For all the foregoing criticism of the Legion’s disdain for reason and overemphasis on faith, it nevertheless has much of value to teach us. It lived the philosophy of service and sacrifice, and as such commanded the respect of the people. Leadership is not a prize which we win in order to enrich ourselves, but a privilege which must be earned through the willingness to serve always, and to accept the greatest burden of sacrifice when necessary. The people quickly lose respect for those leaders who cease to live simply. Their motives are distrusted even if their talents cannot be questioned.
Idealism and Unity
Unity is the essence of nationalism. And not just in the ranks of the nationalist vanguard — where, as we have seen, debate and constructive criticism must be allowed to thrive within the limits demanded to preserve that unity. The ordinary people must also remain committed to the national ideal, and they will only continue to be so while they believe that the nationalist leadership exists to serve the people as a whole. That faith is undermined whenever nationalist leaders exploit their positions for personal power and profit, so laws must be passed and monitor organizations set up to prevent this immediately when the national revolutionary government comes to power. Let us never forget how the establishment of secret special shops for the families of the Bolshevik elite completely undermined the commitment of the masses to their new Soviet leaders once the scam became widely known.
The other positive aspect of the Legionary Movement of which we must take note is its ability to sink local roots. Small communities were targeted where minor projects as simple as clearing a ditch could have a major impact on the psychology of the people. The Legionnaires went into the most backward parts of Romania in order to reach those people whom the politicians had forgotten. In their case, that meant the small communities of the countryside, whose peasants still made up a large proportion of the overall population.

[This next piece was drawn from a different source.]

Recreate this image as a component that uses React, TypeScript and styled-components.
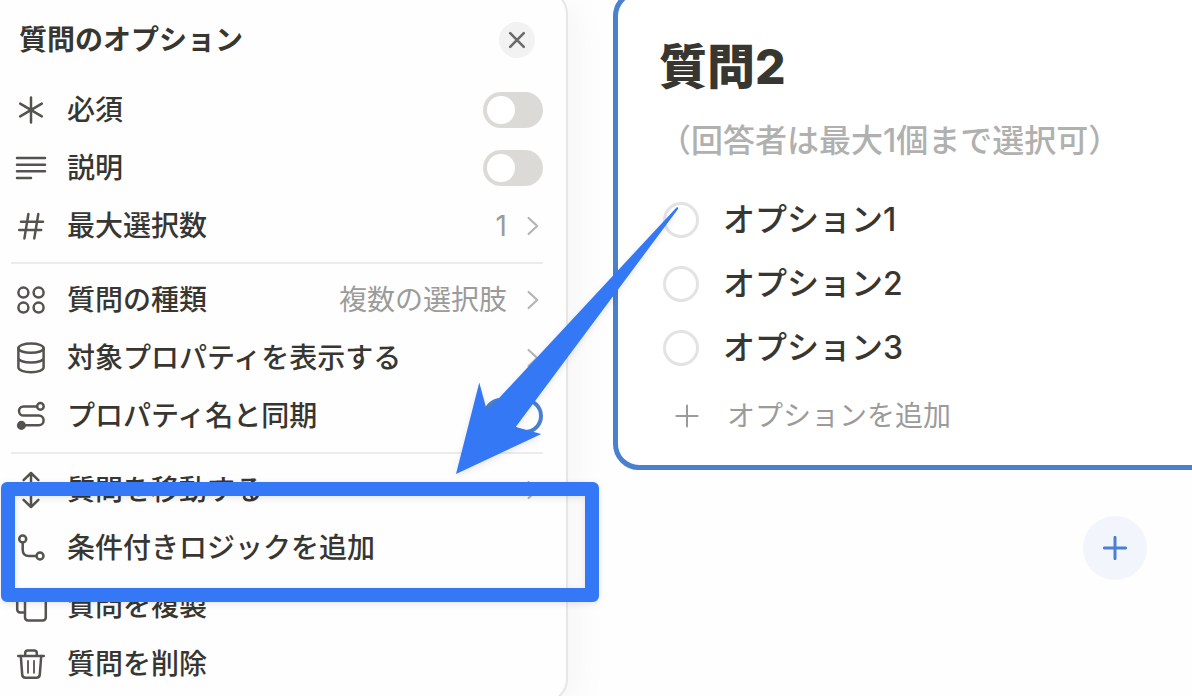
import React from "react";
import styled, { createGlobalStyle } from "styled-components";

const ink = "#383631";
const muted = "#9b9b9a";
const accent = "#4a80d0";
const marker = "#3478f6";

const GlobalStyle = createGlobalStyle`
  * { box-sizing: border-box; }
  body {
    margin: 0;
    background: #fefefe;
    color: ${ink};
    font-family: Inter, "Noto Sans CJK JP", sans-serif;
    font-size: 28px;
    font-weight: 500;
  }
  button { font: inherit; color: inherit; background: none; border: 0; padding: 0; cursor: pointer; }
  h1, h2, p { margin: 0; }
`;

const Page = styled.div`
  position: relative;
  display: flex;
  align-items: flex-start;
  gap: 45px;
  height: 100vh;
  overflow: hidden;
`;

const Panel = styled.aside`
  flex: 0 0 568px;
  margin-top: -10px;
  padding: 28px 23px 8px 11px;
  background: #fefefe;
  border: 2px solid #e6e6e6;
  border-left: 0;
  border-radius: 0 24px 24px 0;
  box-shadow: 8px 8px 36px rgba(0, 0, 0, 0.04);
`;

const PanelHeader = styled.header`
  display: flex;
  align-items: center;
  justify-content: space-between;
  height: 40px;
  margin-bottom: 21px;
  padding: 0 8px;
`;

const PanelTitle = styled.h2`
  font-size: 28px;
  line-height: 40px;
  font-weight: 700;
`;

const CloseButton = styled.button`
  display: grid;
  place-items: center;
  width: 36px;
  height: 36px;
  border-radius: 50%;
  background: #f2f2f2;
  color: #6a6a68;
`;

const Group = styled.div`
  display: flex;
  flex-direction: column;

  & + & {
    margin-top: 7px;
    padding-top: 7px;
    border-top: 2px solid #ececeb;
  }
`;

const rowLayout = `
  display: flex;
  align-items: center;
  width: 100%;
  height: 58px;
  padding-left: 4px;
  line-height: 40px;
  text-align: left;
  white-space: nowrap;
  cursor: pointer;
`;

const ToggleRow = styled.label`${rowLayout}`;
const ActionRow = styled.button`${rowLayout}`;

const RowIcon = styled.svg`
  flex: none;
  width: 32px;
  height: 32px;
  margin-right: 20px;
  overflow: visible;
  fill: none;
  stroke: #55534f;
  stroke-width: 2.5;
  stroke-linecap: round;
  stroke-linejoin: round;
`;

const RowLabel = styled.span`
  flex: 1;
`;

const RowValue = styled.span`
  color: ${muted};
  font-weight: 400;
`;

const Chevron = styled.svg`
  flex: none;
  width: 12px;
  height: 20px;
  margin: 0 4px 0 20px;
  fill: none;
  stroke: #b4b4b2;
  stroke-width: 2.2;
  stroke-linecap: round;
  stroke-linejoin: round;
`;

const Switch = styled.input`
  appearance: none;
  display: flex;
  flex: none;
  width: 60px;
  height: 36px;
  margin: 0;
  padding: 4px;
  border-radius: 18px;
  background: #dbdad7;
  cursor: pointer;

  &::before {
    content: "";
    width: 28px;
    height: 28px;
    border-radius: 50%;
    background: #fff;
  }
  &:checked { background: ${accent}; justify-content: flex-end; }
`;

const Main = styled.main`
  flex: 1;
  min-width: 0;
  display: flex;
  flex-direction: column;
`;

const QuestionCard = styled.section`
  margin: -10px -40px 0 0;
  padding: 42px 41px 21px;
  background: #fff;
  border: 5px solid ${accent};
  border-radius: 26px;
`;

const QuestionTitle = styled.h1`
  font-size: 48px;
  line-height: 60px;
  font-weight: 800;
`;

const Hint = styled.p`
  margin: 20px 0 23px;
  font-size: 32px;
  line-height: 48px;
  color: #b0b0af;
  white-space: nowrap;
`;

const Option = styled.label`
  display: flex;
  align-items: center;
  gap: 24px;
  height: 64px;
  padding-left: 4px;
  font-size: 32px;
  line-height: 48px;
  cursor: pointer;
`;

const Radio = styled.input`
  appearance: none;
  width: 36px;
  height: 36px;
  margin: 0;
  border: 3px solid #e3e3e2;
  border-radius: 50%;
  &:checked { border-color: ${accent}; }
`;

const AddOption = styled.button`
  display: flex;
  align-items: center;
  gap: 28px;
  height: 56px;
  margin-top: 8px;
  padding-left: 16px;
  line-height: 40px;
  font-weight: 400;
  color: ${muted};
`;

const AddQuestion = styled.button`
  align-self: flex-end;
  display: grid;
  place-items: center;
  width: 64px;
  height: 64px;
  margin: 46px 45px 0 0;
  border-radius: 50%;
  background: #f2f5fc;
  color: ${accent};
`;

const Annotation = styled.svg`
  position: absolute;
  top: 0;
  left: 0;
  width: 600px;
  height: 610px;
  overflow: visible;
  pointer-events: none;
  filter: drop-shadow(0 2px 3px rgba(0, 0, 0, 0.1));
`;

const icons = {
  required: <path d="M16 3.6v24.8M5.2 9.6l21.6 12.8M26.8 9.6L5.2 22.4" />,
  description: <path d="M2 6h28M2 12.7h28M2 19.3h28M2 26h14" />,
  hash: <path d="M13.4 4L9.4 28.4M23.3 4l-4 24.4M6 11.7h22M4.2 20h22" />,
  kind: (
    <>
      <circle cx="8.4" cy="8.6" r="5" />
      <circle cx="23.6" cy="8.6" r="5" />
      <circle cx="8.4" cy="23.6" r="5" />
      <circle cx="23.6" cy="23.6" r="5" />
    </>
  ),
  database: (
    <>
      <ellipse cx="16" cy="6.2" rx="12.6" ry="4.6" />
      <path d="M3.4 6.2v19.4c0 2.6 5.6 4.6 12.6 4.6s12.6-2 12.6-4.6V6.2M3.4 16c0 2.6 5.6 4.6 12.6 4.6s12.6-2 12.6-4.6" />
    </>
  ),
  sync: (
    <>
      <circle cx="25.4" cy="6.4" r="3.3" />
      <path d="M22 6.4H8.6a4.6 4.6 0 0 0 0 9.2h15.2a4.8 4.8 0 0 1 0 9.6H8" />
      <circle cx="6.4" cy="25.4" r="3.3" fill="#55534f" />
    </>
  ),
  move: <path d="M16-1v34M8.6 6.2L16-1l7.4 7.2M8.6 25.8L16 33l7.4-7.2" />,
  logic: (
    <>
      <circle cx="7.7" cy="7" r="3.5" />
      <circle cx="25" cy="24" r="3.5" />
      <path d="M7.7 10.6v7.2c0 4 2.2 6.2 6.2 6.2h7.5" />
    </>
  ),
  copy: (
    <>
      <rect x="10" y="9" width="20.8" height="21.6" rx="3" />
      <path d="M9.6 22.4H5.2a3 3 0 0 1-3-3V4.6a3 3 0 0 1 3-3h13a3 3 0 0 1 3 3V8" />
    </>
  ),
  trash: (
    <>
      <path d="M3.2 8h25.6M10.2 8V5.2c0-1.6.8-2.6 2.5-2.6h6.6c1.7 0 2.5 1 2.5 2.6V8" />
      <path d="M5.8 8l1.4 18.6c.2 2.2 1.4 3.2 3.4 3.2h10.8c2 0 3.2-1 3.4-3.2L26.2 8" />
      <path d="M13 12.8v12M19 12.8v12" strokeWidth="1.8" />
    </>
  ),
};

type IconName = keyof typeof icons;

const Icon = ({ name }: { name: IconName }) => (
  <RowIcon viewBox="0 0 32 32" aria-hidden="true">{icons[name]}</RowIcon>
);

const Plus = ({ weight }: { weight: number }) => (
  <svg width="24" height="24" viewBox="0 0 24 24" fill="none" stroke="currentColor" strokeWidth={weight} strokeLinecap="round" aria-hidden="true">
    <path d="M12 1.4v21.2M1.4 12h21.2" />
  </svg>
);

const Toggle = ({ icon, label, on }: { icon: IconName; label: string; on?: boolean }) => (
  <ToggleRow>
    <Icon name={icon} />
    <RowLabel>{label}</RowLabel>
    <Switch type="checkbox" role="switch" defaultChecked={on} />
  </ToggleRow>
);

const Action = ({ icon, label, value, more }: { icon: IconName; label: string; value?: string; more?: boolean }) => (
  <ActionRow type="button">
    <Icon name={icon} />
    <RowLabel>{label}</RowLabel>
    {value && <RowValue>{value}</RowValue>}
    {more && (
      <Chevron viewBox="0 0 12 20" aria-hidden="true">
        <path d="M1.6 2l8.6 8-8.6 8" />
      </Chevron>
    )}
  </ActionRow>
);

export default function App() {
  return (
    <>
      <GlobalStyle />
      <Page>
        <Panel>
          <PanelHeader>
            <PanelTitle>質問のオプション</PanelTitle>
            <CloseButton type="button" aria-label="閉じる">
              <svg width="18" height="18" viewBox="0 0 18 18" fill="none" stroke="currentColor" strokeWidth="2.6" strokeLinecap="round">
                <path d="M2.2 2.2l13.6 13.6M15.8 2.2L2.2 15.8" />
              </svg>
            </CloseButton>
          </PanelHeader>
          <Group>
            <Toggle icon="required" label="必須" />
            <Toggle icon="description" label="説明" />
            <Action icon="hash" label="最大選択数" value="1" more />
          </Group>
          <Group>
            <Action icon="kind" label="質問の種類" value="複数の選択肢" more />
            <Action icon="database" label="対象プロパティを表示する" more />
            <Toggle icon="sync" label="プロパティ名と同期" on />
          </Group>
          <Group>
            <Action icon="move" label="質問を移動する" more />
            <Action icon="logic" label="条件付きロジックを追加" />
            <Action icon="copy" label="質問を複製" />
            <Action icon="trash" label="質問を削除" />
          </Group>
        </Panel>
        <Main>
          <QuestionCard>
            <QuestionTitle>質問2</QuestionTitle>
            <Hint>（回答者は最大1個まで選択可）</Hint>
            {["オプション1", "オプション2", "オプション3"].map((text) => (
              <Option key={text}>
                <Radio type="radio" name="answer" />
                {text}
              </Option>
            ))}
            <AddOption type="button">
              <Plus weight={2} />
              オプションを追加
            </AddOption>
          </QuestionCard>
          <AddQuestion type="button" aria-label="質問を追加">
            <Plus weight={3} />
          </AddQuestion>
        </Main>
        <Annotation viewBox="0 0 600 610" aria-hidden="true">
          <path
            fill={marker}
            fillRule="evenodd"
            d="M7 482H593a6 6 0 0 1 6 6V596a6 6 0 0 1-6 6H7a6 6 0 0 1-6-6V488a6 6 0 0 1 6-6ZM15 496V588H585V496Z"
          />
          <path fill={marker} d="M456 474L479.3 382.5L487 411L676.5 207.5Q678.5 206.5 678 209L515.7 427L541.3 434Z" />
        </Annotation>
      </Page>
    </>
  );
}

Obviously our circumstances are very different, but the way the successes of the Legion in working closely with small, neglected, and desperately poor communities still provides us with some clues for the future. All too often modern nationalists take a very different approach, appearing once in a blue moon with a fleeting and anonymous leaflet drive among the anonymous masses of an entire city. A more careful look at any constituency will reveal pockets of unusually fertile ground.
The modern equivalent to the remote Romanian village is, paradoxically, the white working class near-ghetto in an area where local government by the Labour party is run on behalf of the increasingly demanding non-white population. The Isle of Dogs was a classic example, but it is by no means the only one, nor are the others confined to the East End of London. Another place where a strong sense of community survives side-by-side with high youth unemployment, hopelessness, and sheer boredom is the medium-sized town. Searchlight’s concern about “market-town racism” reflects a genuine social phenomenon ripe for exploitation by the BNP. Whatever form a closely-knit community takes, personal example by correct, polite, sober, idealistic, and helpful nationalist activists in such places will have a far bigger impact than fleeting anonymous effort elsewhere.
This is one of the positive lessons to be learnt from the heroic failure of the Iron Guard. Let us not forget the negative ones either.